START Material to process
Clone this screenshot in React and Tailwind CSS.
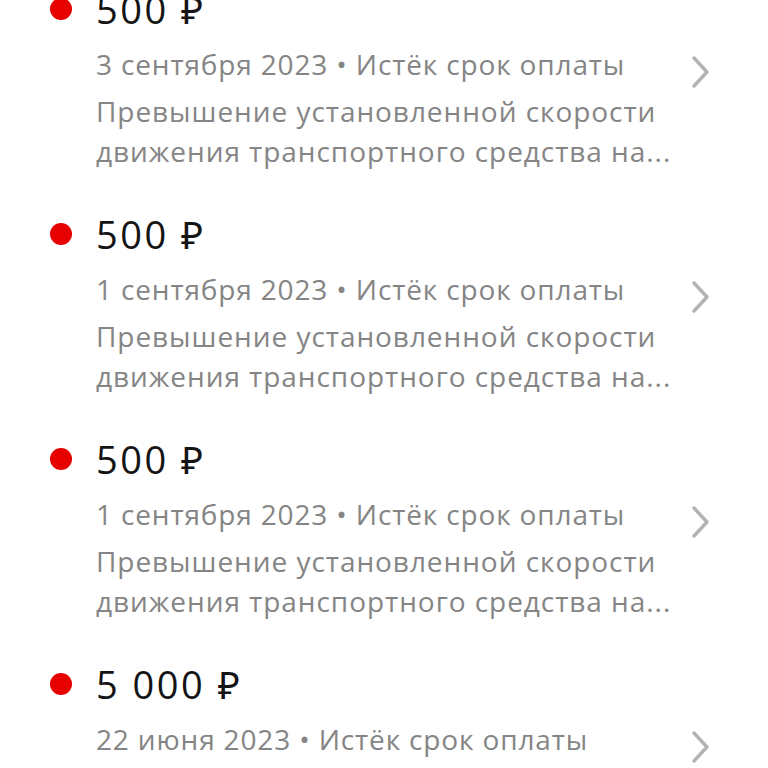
import React from 'react';

const fines = [
  { amount: '500 ₽', date: '3 сентября 2023' },
  { amount: '500 ₽', date: '1 сентября 2023' },
  { amount: '500 ₽', date: '1 сентября 2023' },
  { amount: '5 000 ₽', date: '22 июня 2023' },
];

const Chevron = () => (
  <svg width="28" height="36" viewBox="0 0 28 36" fill="none">
    <path d="M8 4 L21 18 L8 32" stroke="#b3b3b3" strokeWidth="3.4" strokeLinecap="round" strokeLinejoin="round" />
  </svg>
);

const FineRow = ({ fine }) => (
  <div className="flex pb-[41px]">
    <div className="w-[96px] flex justify-start pl-[50px] pt-[11px]">
      <div className="w-[22px] h-[22px] rounded-full bg-[#e60000]"></div>
    </div>
    <div className="w-[590px]">
      <div className="text-[38px] leading-[44px] tracking-[2.5px] text-[#141414]">{fine.amount}</div>
      <div className="mt-[13px] text-[28px] leading-[40px] tracking-[0.85px] text-[#858585] whitespace-nowrap">
        {fine.date} • Истёк срок оплаты
      </div>
      <div className="mt-[7px] text-[28px] leading-[40px] tracking-[0.95px] text-[#858585] whitespace-nowrap">
        Превышение установленной скорости
        <br />
        движения транспортного средства на...
      </div>
    </div>
    <div className="pt-[67px]">
      <Chevron />
    </div>
  </div>
);

export default function App() {
  return (
    <div className="w-[768px] h-[768px] overflow-hidden bg-white" style={{ fontFamily: '"Open Sans", "Noto Sans", sans-serif' }}>
      <div className="-mt-[13px]">
        {fines.map((fine, i) => (
          <FineRow key={i} fine={fine} />
        ))}
      </div>
    </div>
  );
}
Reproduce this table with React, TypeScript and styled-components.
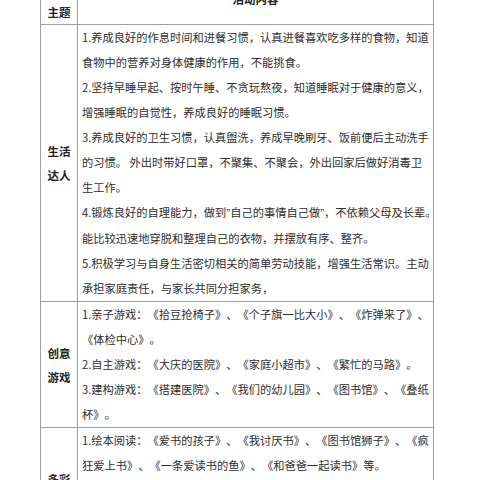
import React from "react";
import styled, { createGlobalStyle } from "styled-components";

const Global = createGlobalStyle`
  html, body {
    margin: 0;
    padding: 0;
    background: #ffffff;
    overflow: hidden;
  }
  body {
    font-family: "Noto Sans CJK SC", "Noto Sans", sans-serif;
    color: #333333;
  }
`;

const Page = styled.div`
  width: 480px;
  height: 480px;
  overflow: hidden;
`;

const Grid = styled.div`
  display: grid;
  grid-template-columns: 37px 356px;
  width: 394px;
  margin: -28px 0 0 40px;
  border-left: 1px solid #9e9e9e;
  border-top: 1px solid #9e9e9e;
`;

const HeadCell = styled.div<{ $align: "end" | "center" }>`
  box-sizing: border-box;
  height: 52px;
  display: flex;
  justify-content: center;
  align-items: ${(p) => (p.$align === "end" ? "flex-end" : "center")};
  border-right: 1px solid #9e9e9e;
  border-bottom: 1px solid #9e9e9e;
  font-weight: 700;
  font-size: 11.5px;
  line-height: 24px;
  color: #222222;
`;

const LabelCell = styled.div`
  box-sizing: border-box;
  display: flex;
  flex-direction: column;
  justify-content: center;
  align-items: center;
  border-right: 1px solid #9e9e9e;
  border-bottom: 1px solid #9e9e9e;
  font-weight: 700;
  font-size: 11.5px;
  line-height: 24px;
  color: #222222;
`;

const ContentCell = styled.div`
  box-sizing: border-box;
  padding: 0 0 0 4px;
  border-right: 1px solid #9e9e9e;
  border-bottom: 1px solid #9e9e9e;
  font-size: 11.25px;
  line-height: 25px;
  color: #2e2e2e;
  text-spacing-trim: space-all;
  font-feature-settings: "halt" 0;
`;

const Line = styled.div`
  white-space: nowrap;
`;

const Quote = styled.span`
  font-family: "Liberation Sans", sans-serif;
`;

type Piece = string | { q: string };

const rows: { label: string[]; lines: Piece[][] }[] = [
  {
    label: ["生活", "达人"],
    lines: [
      ["1.养成良好的作息时间和进餐习惯，认真进餐喜欢吃多样的食物，知道"],
      ["食物中的营养对身体健康的作用，不能挑食。"],
      ["2.坚持早睡早起、按时午睡、不贪玩熬夜，知道睡眠对于健康的意义，"],
      ["增强睡眠的自觉性，养成良好的睡眠习惯。"],
      ["3.养成良好的卫生习惯，认真盥洗，养成早晚刷牙、饭前便后主动洗手"],
      ["的习惯。 外出时带好口罩，不聚集、不聚会，外出回家后做好消毒卫"],
      ["生工作。"],
      [
        "4.锻炼良好的自理能力，做到",
        { q: "\u201d" },
        "自己的事情自己做",
        { q: "\u201d" },
        "，不依赖父母及长辈。",
      ],
      ["能比较迅速地穿脱和整理自己的衣物，并摆放有序、整齐。"],
      ["5.积极学习与自身生活密切相关的简单劳动技能，增强生活常识。主动"],
      ["承担家庭责任，与家长共同分担家务，"],
    ],
  },
  {
    label: ["创意", "游戏"],
    lines: [
      ["1.亲子游戏：《拾豆抢椅子》、《个子旗一比大小》、《炸弹来了》、"],
      ["《体检中心》。"],
      ["2.自主游戏：《大庆的医院》、《家庭小超市》、《繁忙的马路》。"],
      ["3.建构游戏：《搭建医院》、《我们的幼儿园》、《图书馆》、《叠纸"],
      ["杯》。"],
    ],
  },
  {
    label: ["多彩", "阅读"],
    lines: [
      ["1.绘本阅读：《爱书的孩子》、《我讨厌书》、《图书馆狮子》、《疯"],
      ["狂爱上书》、《一条爱读书的鱼》、《和爸爸一起读书》等。"],
      ["2.亲子共读：每天坚持和爸爸妈妈一起阅读绘本，分享故事中的乐趣，"],
      ["养成良好的阅读习惯。"],
      ["3.爱护图书，学会整理自己的小书架。"],
    ],
  },
];

export default function App() {
  return (
    <Page>
      <Global />
      <Grid>
        <HeadCell $align="end">主题</HeadCell>
        <HeadCell $align="center">活动内容</HeadCell>
        {rows.map((r, i) => (
          <React.Fragment key={i}>
            <LabelCell>
              {r.label.map((l, j) => (
                <div key={j}>{l}</div>
              ))}
            </LabelCell>
            <ContentCell>
              {r.lines.map((pieces, j) => (
                <Line key={j}>
                  {pieces.map((p, k) =>
                    typeof p === "string" ? (
                      <React.Fragment key={k}>{p}</React.Fragment>
                    ) : (
                      <Quote key={k}>{p.q}</Quote>
                    )
                  )}
                </Line>
              ))}
            </ContentCell>
          </React.Fragment>
        ))}
      </Grid>
    </Page>
  );
}
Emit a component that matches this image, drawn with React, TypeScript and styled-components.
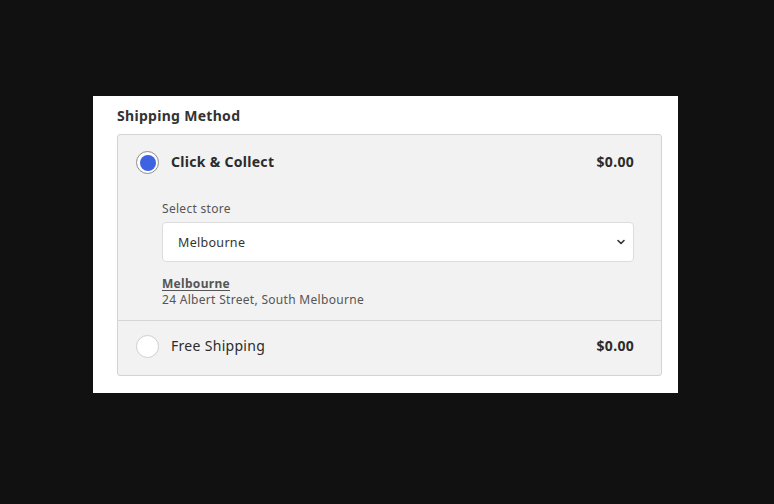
import React, { useState } from "react"
import styled, { createGlobalStyle } from "styled-components"
import { ChevronDown } from "lucide-react"

const GlobalStyle = createGlobalStyle`
  html, body {
    margin: 0;
    padding: 0;
    background: #111111;
  }
  body {
    font-family: "Noto Sans", "Open Sans", sans-serif;
  }
`

const Page = styled.div`
  box-sizing: border-box;
  min-height: 504px;
  padding: 96px 0 0 93px;
  display: flex;
  align-items: flex-start;
`

const Card = styled.section`
  box-sizing: border-box;
  width: 585px;
  height: 297px;
  background: #ffffff;
  padding: 10px 16px 0 24px;
`

const Title = styled.h2`
  margin: 0 0 9px;
  font-size: 14px;
  font-weight: 700;
  letter-spacing: 0.3px;
  line-height: 19px;
  color: #333333;
`

const Panel = styled.div`
  border: 1px solid #d3d3d3;
  border-radius: 3px;
  background: #f2f2f2;
  overflow: hidden;
`

const Option = styled.div<{ $last?: boolean }>`
  padding: ${({ $last }) => ($last ? "14px 27px 17px 18px" : "16px 27px 12px 18px")};
  border-bottom: ${({ $last }) => ($last ? "none" : "1px solid #d6d6d6")};
`

const OptionHead = styled.label`
  display: flex;
  align-items: center;
  gap: 12px;
  cursor: pointer;
`

const Radio = styled.span<{ $checked?: boolean }>`
  box-sizing: border-box;
  flex: none;
  width: 23px;
  height: 23px;
  border-radius: 50%;
  background: #ffffff;
  border: 1px solid ${({ $checked }) => ($checked ? "#8c8c8c" : "#cfcfcf")};
  display: flex;
  align-items: center;
  justify-content: center;

  &::after {
    content: "";
    display: ${({ $checked }) => ($checked ? "block" : "none")};
    width: 16px;
    height: 16px;
    border-radius: 50%;
    background: #3d63e2;
  }
`

const OptionName = styled.span<{ $bold?: boolean }>`
  flex: 1;
  margin-top: -3px;
  font-size: 14px;
  letter-spacing: 0.3px;
  font-weight: ${({ $bold }) => ($bold ? 700 : 400)};
  color: #2b2b2b;
`

const Price = styled.span`
  margin-top: -3px;
  font-size: 14px;
  letter-spacing: 0.3px;
  font-weight: 700;
  color: #2b2b2b;
`

const Details = styled.div`
  padding: 27px 0 0 26px;
`

const FieldLabel = styled.div`
  font-size: 12px;
  letter-spacing: 0.3px;
  color: #555555;
  line-height: 16px;
  margin-bottom: 5px;
`

const SelectWrap = styled.div`
  position: relative;
`

const Select = styled.select`
  box-sizing: border-box;
  width: 100%;
  height: 40px;
  appearance: none;
  background: #ffffff;
  border: 1px solid #dcdcdc;
  border-radius: 4px;
  padding: 0 30px 0 15px;
  font-family: inherit;
  font-size: 12.5px;
  letter-spacing: 0.3px;
  color: #333333;
  outline: none;
`

const Chevron = styled(ChevronDown)`
  position: absolute;
  right: 7px;
  top: 50%;
  transform: translateY(-50%);
  color: #333333;
  pointer-events: none;
`

const StoreName = styled.div`
  margin-top: 14px;
  font-size: 12px;
  letter-spacing: 0.3px;
  font-weight: 700;
  color: #555555;
  text-decoration: underline;
  text-underline-offset: 2px;
  line-height: 16px;
`

const StoreAddress = styled.div`
  font-size: 12px;
  letter-spacing: 0.3px;
  color: #555555;
  line-height: 16px;
`

export default function App() {
  const [method, setMethod] = useState<"collect" | "free">("collect")
  const [store, setStore] = useState("Melbourne")

  return (
    <Page>
      <GlobalStyle />
      <Card>
        <Title>Shipping Method</Title>
        <Panel>
          <Option>
            <OptionHead onClick={() => setMethod("collect")}>
              <Radio $checked={method === "collect"} />
              <OptionName $bold>Click &amp; Collect</OptionName>
              <Price>$0.00</Price>
            </OptionHead>
            {method === "collect" && (
              <Details>
                <FieldLabel>Select store</FieldLabel>
                <SelectWrap>
                  <Select value={store} onChange={(e) => setStore(e.target.value)}>
                    <option>Melbourne</option>
                    <option>Sydney</option>
                    <option>Brisbane</option>
                  </Select>
                  <Chevron size={12} strokeWidth={3.2} />
                </SelectWrap>
                <StoreName>Melbourne</StoreName>
                <StoreAddress>24 Albert Street, South Melbourne</StoreAddress>
              </Details>
            )}
          </Option>
          <Option $last>
            <OptionHead onClick={() => setMethod("free")}>
              <Radio $checked={method === "free"} />
              <OptionName>Free Shipping</OptionName>
              <Price>$0.00</Price>
            </OptionHead>
          </Option>
        </Panel>
      </Card>
    </Page>
  )
}
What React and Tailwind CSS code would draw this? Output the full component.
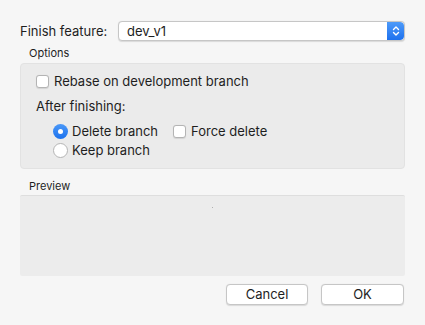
function Checkbox() {
  return <span className="inline-block w-[13px] h-[13px] rounded-[3px] bg-white border border-[#b4b4b4] shadow-[0_0.5px_1px_rgba(0,0,0,0.1)]" />;
}

function Radio({ checked }) {
  if (checked) {
    return (
      <span className="w-[15px] h-[15px] rounded-full bg-gradient-to-b from-[#4a98f8] to-[#1b72ed] flex items-center justify-center">
        <span className="w-[5px] h-[5px] rounded-full bg-white" />
      </span>
    );
  }
  return <span className="inline-block w-[15px] h-[15px] rounded-full bg-white border border-[#b4b4b4]" />;
}

function Stepper() {
  return (
    <div className="w-[17px] h-full rounded-r-[4px] bg-gradient-to-b from-[#4d9af9] to-[#1d71ee] flex items-center justify-center">
      <svg width="8" height="12" viewBox="0 0 8 12" fill="none" stroke="white" strokeWidth="1.4" strokeLinecap="round" strokeLinejoin="round">
        <path d="M1.5 4.5 L4 2 L6.5 4.5" />
        <path d="M1.5 7.5 L4 10 L6.5 7.5" />
      </svg>
    </div>
  );
}

export default function App() {
  return (
    <div className="w-[425px] h-[325px] bg-[#f6f6f6] text-[#1e1e1e] px-5 pt-[21px] font-['Inter','Liberation_Sans',sans-serif] text-[13px] leading-none">
      <div className="flex items-center h-[20px]">
        <span className="w-[98px]">Finish feature:</span>
        <div className="flex-1 h-[20px] flex bg-white border border-[#c6c6c6] rounded-[4px] shadow-[0_0.5px_1px_rgba(0,0,0,0.12)] overflow-hidden">
          <span className="flex-1 flex items-center pl-[8px]">dev_v1</span>
          <Stepper />
        </div>
      </div>

      <div className="pl-[9px] text-[11px] h-[22px] flex items-end pb-[4px]">Options</div>
      <div className="h-[106px] bg-[#ebebeb] border border-[#e2e2e2] rounded-[4px] pl-[15px] pt-[11px]">
        <div className="flex items-center gap-[5px] h-[13px]">
          <Checkbox />
          <span>Rebase on development branch</span>
        </div>
        <div className="h-[13px] mt-[12px] flex items-center">After finishing:</div>
        <div className="mt-[11px] pl-[17px] flex flex-col gap-[4px]">
          <div className="flex items-center h-[15px]">
            <Radio checked />
            <span className="ml-[4px]">Delete branch</span>
            <span className="ml-[15px] flex items-center gap-[5px]">
              <Checkbox />
              <span>Force delete</span>
            </span>
          </div>
          <div className="flex items-center h-[15px]">
            <Radio />
            <span className="ml-[4px]">Keep branch</span>
          </div>
        </div>
      </div>

      <div className="pl-[9px] text-[11px] h-[26px] flex items-end pb-[3px]">Preview</div>
      <div className="h-[81px] bg-[#ececec] border-t border-[#dedede] rounded-[2px] flex justify-center pt-[11px]">
        <span className="w-[1px] h-[1px] bg-[#b0b0b0]" />
      </div>

      <div className="flex justify-end gap-[13px] mt-[8px] pr-[1px]">
        <button className="w-[82px] h-[21px] bg-white border border-[#c6c6c6] rounded-[4px] shadow-[0_0.5px_1px_rgba(0,0,0,0.12)] text-[13px]">Cancel</button>
        <button className="w-[83px] h-[21px] bg-white border border-[#c6c6c6] rounded-[4px] shadow-[0_0.5px_1px_rgba(0,0,0,0.12)] text-[13px]">OK</button>
      </div>
    </div>
  );
}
END Material to process
- **Given instruction**
Give the count of lines containing "full", with no added text.

- **Complete output**
6